Стоило Диогену начать перечислять эпизоды из жизни Пендергаста, память агента тотчас же среагировала на каждый из них, и воспоминания расцвели в мозгу, словно фейерверк.
— Нет, — возразил он. — Все с точностью до наоборот. Ты все вывернул наизнанку. Ты не настоящий. Настоящий — тот, другой мир.
Хелен наклонилась над Пендергастом, глядя ему в глаза своими фиалковыми глазами:
— Ты правда считаешь, что Бюро — консервативное Бюро — позволит одному из своих сотрудников потерять над собой контроль и, не желая того, убивать людей? — спросила она спокойным, невозмутимым, рассудительным голосом. — Как такое может быть на самом деле? Подумай-ка о своих так называемых похождениях. Разве может человек — один человек — выдержать все это и остаться живым?
— Ты попросту не смог бы пережить все те приключения, о которых ты рассказывал доктору Августину, — снова заговорил Диоген. Его льстивый голос с южным акцентом звучал как целительный бальзам. — Тебя обманывает память, не мы. Разве не видишь?
— Тогда зачем меня пристегнули? Зачем надели колпак?
— Когда в лечении произошел прорыв, — продолжил Диоген, — когда доктор Августин наконец-то пробился сквозь скорлупу твоих фантазий, ты сделался беспокойным. У нас не было другого выбора кроме как обездвижить тебя, ради твоей же собственной безопасности. Колпак надели потому, что тебе мешал свет. Тебе всегда был неприятен свет, с самого детства.
— А голову зачем обрили?
— Волосы пришлось сбрить в ходе лечения, чтобы закрепить на коже электроды. Для электрической стимуляции мозга.
— Электроды? Ради всего святого, что со мной сделали?
— Алоиз, постарайся успокоиться, — ласково проговорила Хелен. — Мы понимаем, как тебе, должно быть, тяжело. Ты приходишь в себя после долгого, долгого кошмара. Мы здесь, чтобы помочь тебе вернуться к реальности. Попробуй сесть. Выпей воды.
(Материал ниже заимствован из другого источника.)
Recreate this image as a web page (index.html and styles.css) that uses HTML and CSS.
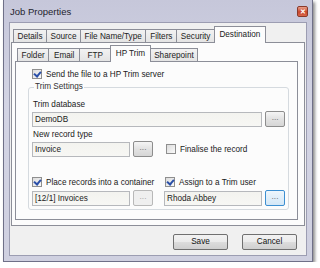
FILE: index.html
```html
<!DOCTYPE html>
<html lang="en">
<head>
    <meta charset="UTF-8">
    <title>Job Properties</title>
    <link rel="stylesheet" href="styles.css">
</head>
<body>
    <div class="window">
        <div class="titlebar">
            <span class="title">Job Properties</span>
            <span class="close-btn">&#x2715;</span>
        </div>
        <div class="client">
            <div class="tabs outer-tabs">
                <div class="tab">Details</div>
                <div class="tab">Source</div>
                <div class="tab">File Name/Type</div>
                <div class="tab">Filters</div>
                <div class="tab">Security</div>
                <div class="tab active">Destination</div>
            </div>
            <div class="panel outer-panel">
                <div class="tabs inner-tabs">
                    <div class="tab">Folder</div>
                    <div class="tab">Email</div>
                    <div class="tab">FTP</div>
                    <div class="tab active">HP Trim</div>
                    <div class="tab">Sharepoint</div>
                </div>
                <div class="panel inner-panel">
                    <div class="check-row send-row">
                        <span class="checkbox checked"></span>
                        <span>Send the file to a HP Trim server</span>
                    </div>
                    <div class="group">
                        <div class="group-title">Trim Settings</div>
                        <div class="field-label first">Trim database</div>
                        <div class="field-row">
                            <div class="textbox wide">DemoDB</div>
                            <div class="dots-btn">...</div>
                        </div>
                        <div class="field-label">New record type</div>
                        <div class="field-row tight">
                            <div class="textbox">Invoice</div>
                            <div class="dots-btn">...</div>
                            <div class="check-row side">
                                <span class="checkbox"></span>
                                <span>Finalise the record</span>
                            </div>
                        </div>
                        <div class="two-col check-line">
                            <div class="check-row">
                                <span class="checkbox checked"></span>
                                <span>Place records into a container</span>
                            </div>
                            <div class="check-row">
                                <span class="checkbox checked"></span>
                                <span>Assign to a Trim user</span>
                            </div>
                        </div>
                        <div class="two-col input-line">
                            <div class="field-row">
                                <div class="textbox">[12/1] Invoices</div>
                                <div class="dots-btn disabled">...</div>
                            </div>
                            <div class="field-row">
                                <div class="textbox">Rhoda Abbey</div>
                                <div class="dots-btn focused">...</div>
                            </div>
                        </div>
                    </div>
                </div>
            </div>
            <div class="buttons">
                <div class="btn">Save</div>
                <div class="btn">Cancel</div>
            </div>
        </div>
    </div>
</body>
</html>
```

FILE: styles.css
```css
body {
    margin: 0;
    background: #ffffff;
    font-family: 'Liberation Sans', Arial, sans-serif;
    font-size: 8.2px;
    color: #1a1a1a;
}
.window {
    margin-left: 3px;
    width: 310px;
    height: 262px;
    box-sizing: border-box;
    display: flex;
    flex-direction: column;
    padding: 0 5px 5px 5px;
    background: linear-gradient(#c6c7da, #d3d4e4 40%, #cfd0e0);
    border: 1px solid #6f7088;
    border-top: none;
    box-shadow: 2px 2px 3px rgba(0,0,0,0.45);
}
.titlebar {
    height: 22px;
    display: flex;
    align-items: center;
    justify-content: space-between;
}
.title {
    padding-left: 1px;
    font-size: 9.5px;
    color: #24242e;
}
.close-btn {
    width: 11px;
    height: 11px;
    margin-top: 1px;
    margin-right: -1px;
    box-sizing: border-box;
    border: 1px solid #8a3a2a;
    border-radius: 2px;
    background: linear-gradient(#e9a08a, #c8452c 55%, #d9664a);
    color: #ffffff;
    font-size: 7px;
    font-weight: bold;
    line-height: 9px;
    text-align: center;
}
.client {
    flex: 1;
    background: #f0f0f0;
    border: 1px solid #9c9db2;
    display: flex;
    flex-direction: column;
    padding: 3px 1px 0 1px;
}
.tabs {
    display: flex;
    align-items: flex-end;
    position: relative;
    z-index: 1;
}
.tab {
    min-width: 31px;
    box-sizing: border-box;
    height: 13px;
    line-height: 13px;
    padding: 0 3.5px;
    text-align: center;
    white-space: nowrap;
    border: 1px solid #8c8e98;
    border-bottom: none;
    border-right: none;
    background: linear-gradient(#f2f2f2, #e4e4e4);
    color: #222;
}
.tab:last-child {
    border-right: 1px solid #8c8e98;
}
.tab.active {
    height: 17px;
    line-height: 15px;
    padding: 0 4.5px;
    background: #fcfcfc;
    margin-bottom: -1px;
    border-right: 1px solid #8c8e98;
}
.tab.active + .tab {
    border-left: none;
}
.outer-tabs {
    padding-left: 2px;
}
.panel {
    border: 1px solid #8c8e98;
    background: #fcfcfc;
}
.outer-panel {
    height: 184px;
    box-sizing: border-box;
    padding: 2px 6px 0 3px;
}
.inner-tabs {
    padding-left: 2px;
}
.inner-panel {
    height: 159px;
    box-sizing: border-box;
    padding: 7px 8px 0 12px;
}
.check-row {
    display: flex;
    align-items: center;
    gap: 4px;
    height: 10px;
    white-space: nowrap;
}
.send-row {
    padding-left: 4px;
}
.checkbox {
    width: 10px;
    height: 10px;
    flex-shrink: 0;
    box-sizing: border-box;
    border: 1px solid #8f8f8f;
    background: linear-gradient(135deg, #dcdcdc, #fafafa);
    position: relative;
}
.checkbox.checked::after {
    content: "";
    position: absolute;
    left: 2px;
    top: 0px;
    width: 3px;
    height: 5px;
    border: solid #2a4fa8;
    border-width: 0 2px 2px 0;
    transform: rotate(40deg);
}
.group {
    margin-top: 8px;
    height: 123px;
    box-sizing: border-box;
    border: 1px solid #d5dadf;
    border-radius: 3px;
    padding: 0 3px;
}
.group-title {
    display: table;
    height: 10px;
    margin: -6px 0 0 2px;
    padding: 0 1px;
    background: #fcfcfc;
    line-height: 10px;
    color: #333;
}
.field-label {
    padding-left: 1px;
    height: 10px;
    line-height: 10px;
    margin-top: 3px;
}
.field-label.first {
    margin-top: 8px;
}
.field-row {
    display: flex;
    align-items: center;
    gap: 3px;
    margin-top: 1px;
}
.field-row.tight {
    margin-top: 1px;
}
.textbox {
    width: 98px;
    height: 15px;
    line-height: 13px;
    box-sizing: border-box;
    border: 1px solid #b6b8bc;
    background: linear-gradient(#f3f3ef, #f7f7f4);
    padding-left: 2px;
    color: #222;
}
.textbox.wide {
    width: 231px;
}
.dots-btn {
    width: 20px;
    height: 16px;
    box-sizing: border-box;
    border: 1px solid #8d8d8d;
    border-radius: 2px;
    background: linear-gradient(#f5f5f5, #e2e2e2 50%, #d6d6d6);
    color: #777;
    text-align: center;
    line-height: 12px;
}
.dots-btn.disabled {
    border-color: #b8b8b8;
    background: #efefef;
    color: #aaa;
}
.dots-btn.focused {
    border-color: #3d8fd1;
    background: linear-gradient(#eef6fc, #d3e7f7);
}
.check-row.side {
    margin-left: 10px;
}
.two-col {
    display: flex;
}
.two-col > :first-child {
    width: 133px;
}
.check-line {
    margin-top: 20px;
}
.input-line {
    margin-top: 3px;
}
.input-line .field-row {
    margin-top: 0;
}
.buttons {
    display: flex;
    justify-content: flex-end;
    gap: 14px;
    margin-top: 8px;
    padding-right: 8px;
}
.btn {
    width: 55px;
    height: 16px;
    box-sizing: border-box;
    border: 1px solid #707070;
    border-radius: 2px;
    background: linear-gradient(#f2f2f2, #ebebeb 50%, #dddddd 51%, #cfcfcf);
    text-align: center;
    line-height: 14px;
    color: #111;
}
```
Пендергаст сел, и Хелен поправила подушки у него за спиной. Теперь он мог лучше рассмотреть помещение. Стены изысканно обставленной комнаты были отделаны дубовыми панелями, из витражных окон, на которых он заметил слабо различимые решетки, открывался вид на зеленую лужайку и цветущие кизиловые деревья. Большую часть блестящего паркетного пола устилал персидский ковер. Единственным признаком того, что это больничная палата, был закрепленный в изголовье кровати странного вида медицинский прибор с рукоятками, крошечными лампочками и набором электродов, висящих на длинных цветных проводах.